Talbert and the production team went back on forth on whether Buddy would even have dialogue, struggling to figure out what he would sound like and how he processed speech. Eventually, they settled on the final version where Buddy seems to partially play back words and sentences he’s already heard. That still left the question of what he should sound like.
“We had all these voice actors coming in to voice Buddy,” notes Talbert. “[We had to figure out] what does he sound like? Does he sound like gibberish? Like RD-D2 and someone has to decode it? Or is he slow and deliberate like Wall-E and E.T.?”
The answer, as these things so often do, came in a bit of serendipity. Tobias Poppe, one of the film’s sound designers and editors, made a scratch track for Buddy using his own voice. “He said, ‘Oh, I was just playing around, it was just something for you to listen to,’ and I was like, ‘Wait a second. That’s not playing around. That is IT.’ And he became the voice of Buddy.”

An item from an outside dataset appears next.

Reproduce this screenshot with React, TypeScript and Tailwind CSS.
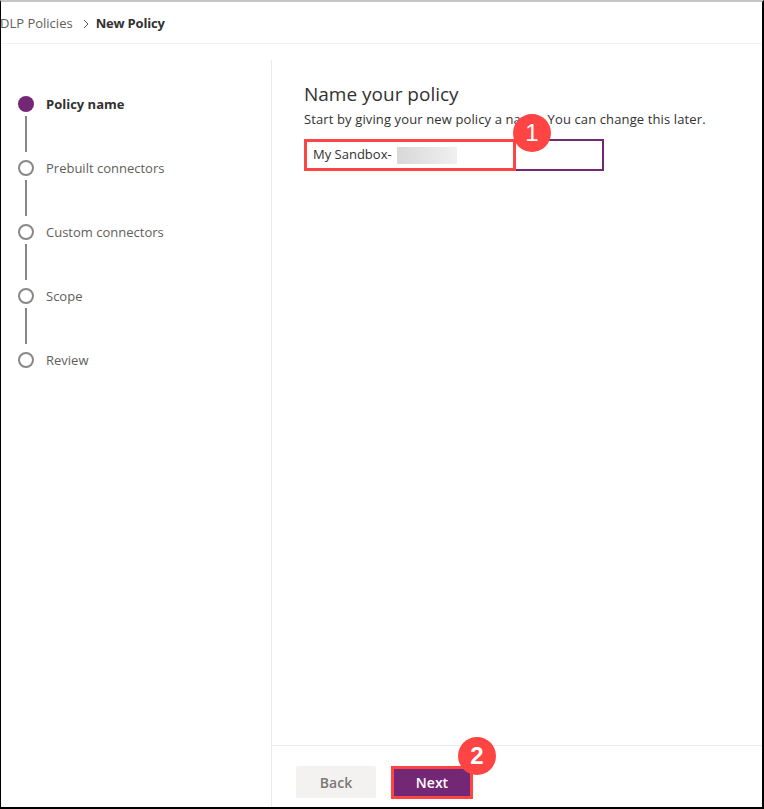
import React from "react";

const font = { fontFamily: '"Open Sans", "Noto Sans", "Liberation Sans", sans-serif' };

const steps = ["Policy name", "Prebuilt connectors", "Custom connectors", "Scope", "Review"];

export default function App() {
  return (
    <div
      className="w-[764px] h-[809px] bg-white flex flex-col border-t-2 border-t-[#c8c6c4] border-l border-l-black border-r-2 border-r-black border-b-2 border-b-black overflow-hidden"
      style={font}
    >
      {/* header */}
      <div className="h-[42px] shrink-0 border-b border-[#f3f2f1] flex items-center pt-[3px] text-[13px] text-[#323130]">
        <span className="ml-[-1px] text-[#605e5c]">DLP Policies</span>
        <svg className="ml-[9px] mr-[6px]" width="8" height="10" viewBox="0 0 8 10">
          <path d="M2 1 L6 5 L2 9" fill="none" stroke="#605e5c" strokeWidth="1" />
        </svg>
        <span className="font-bold tracking-[-0.2px]">New Policy</span>
      </div>

      <div className="flex-1 flex pt-[16px] min-h-0">
        {/* sidebar */}
        <div className="w-[271px] shrink-0 border-r border-[#edebe9] pt-[36px] pl-[17px]">
          {steps.map((s, i) => (
            <div key={s}>
              <div className="flex items-center h-[16px]">
                {i === 0 ? (
                  <div className="w-[16px] h-[16px] rounded-full bg-[#742774]" />
                ) : (
                  <div className="w-[16px] h-[16px] rounded-full border-2 border-[#8a8886] bg-white" />
                )}
                <span
                  className={
                    "ml-[12px] text-[13px] leading-none " +
                    (i === 0 ? "font-bold text-[#323130]" : "text-[#605e5c]")
                  }
                >
                  {s}
                </span>
              </div>
              {i < steps.length - 1 && (
                <div className="w-[2px] h-[36px] mt-[4px] mb-[8px] ml-[7px] bg-[#8a8886]" />
              )}
            </div>
          ))}
        </div>

        {/* main */}
        <div className="flex-1 flex flex-col min-w-0">
          <div className="flex-1 pl-[32px] pt-[20px]">
            <div className="text-[19px] leading-[28px] text-[#323130]">Name your policy</div>
            <div className="text-[13px] leading-[18px] tracking-[0.12px] text-[#323130] mt-[2px]">
              Start by giving your new policy a name. You can change this later.
            </div>
            <div className="relative mt-[11px] w-[300px] h-[32px] border-2 border-[#742774] flex items-center">
              <span className="ml-[7px] text-[13px] text-[#323130]">My Sandbox-</span>
              <div className="ml-[5px] w-[60px] h-[17px] bg-gradient-to-r from-[#d8d8d8] via-[#e4e4e4] to-[#f0f0f0]" />
              <div className="absolute left-[-2px] top-[-2px] w-[212px] h-[32px] border-[3px] border-[#ff4444]" />
              <div
                className="absolute left-[207px] top-[-27px] w-[38px] h-[38px] rounded-full bg-[#ff4444] flex items-center justify-center text-white text-[24px] leading-none"
                style={{ fontFamily: '"Liberation Sans", Arial, sans-serif' }}
              >
                1
              </div>
            </div>
          </div>

          <div className="h-[62px] shrink-0 border-t border-[#edebe9] flex items-start pt-[20px] pl-[24px] gap-[16px]">
            <div className="w-[80px] h-[32px] rounded-[2px] bg-[#f3f2f1] flex items-center justify-center text-[14px] font-semibold text-[#7a7876]">
              Back
            </div>
            <div className="relative w-[82px] h-[33px] border-[3px] border-[#ff4444] bg-[#742774] flex items-center justify-center text-[14px] font-semibold text-white ml-[-1px]">
              Next
              <div
                className="absolute left-[64px] top-[-32px] w-[38px] h-[38px] rounded-full bg-[#ff4444] flex items-center justify-center text-white text-[24px] leading-none"
                style={{ fontFamily: '"Liberation Sans", Arial, sans-serif' }}
              >
                2
              </div>
            </div>
          </div>
        </div>
      </div>
    </div>
  );
}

All of these factors came together to create the one-of-a-kind Buddy 3000. Though he might not stay that way for long — considering he is a toy Jeronicus specifically invents for the holidays. Talbert reveals there are plans to make toy versions of Buddy, alongside potential stage adaptations and screen spin-offs. “I am gearing up for a Broadway run for Jingle Jangle, so that’s when we will introduce the Buddy 3000 toys,” he teases. “We’re thinking, if this one does well, of spinning off Jingle Jangle into other versions, so Buddy 3000 is definitely going to have to be a toy by next Christmas.”
One that could melt even the coldest of metal hearts.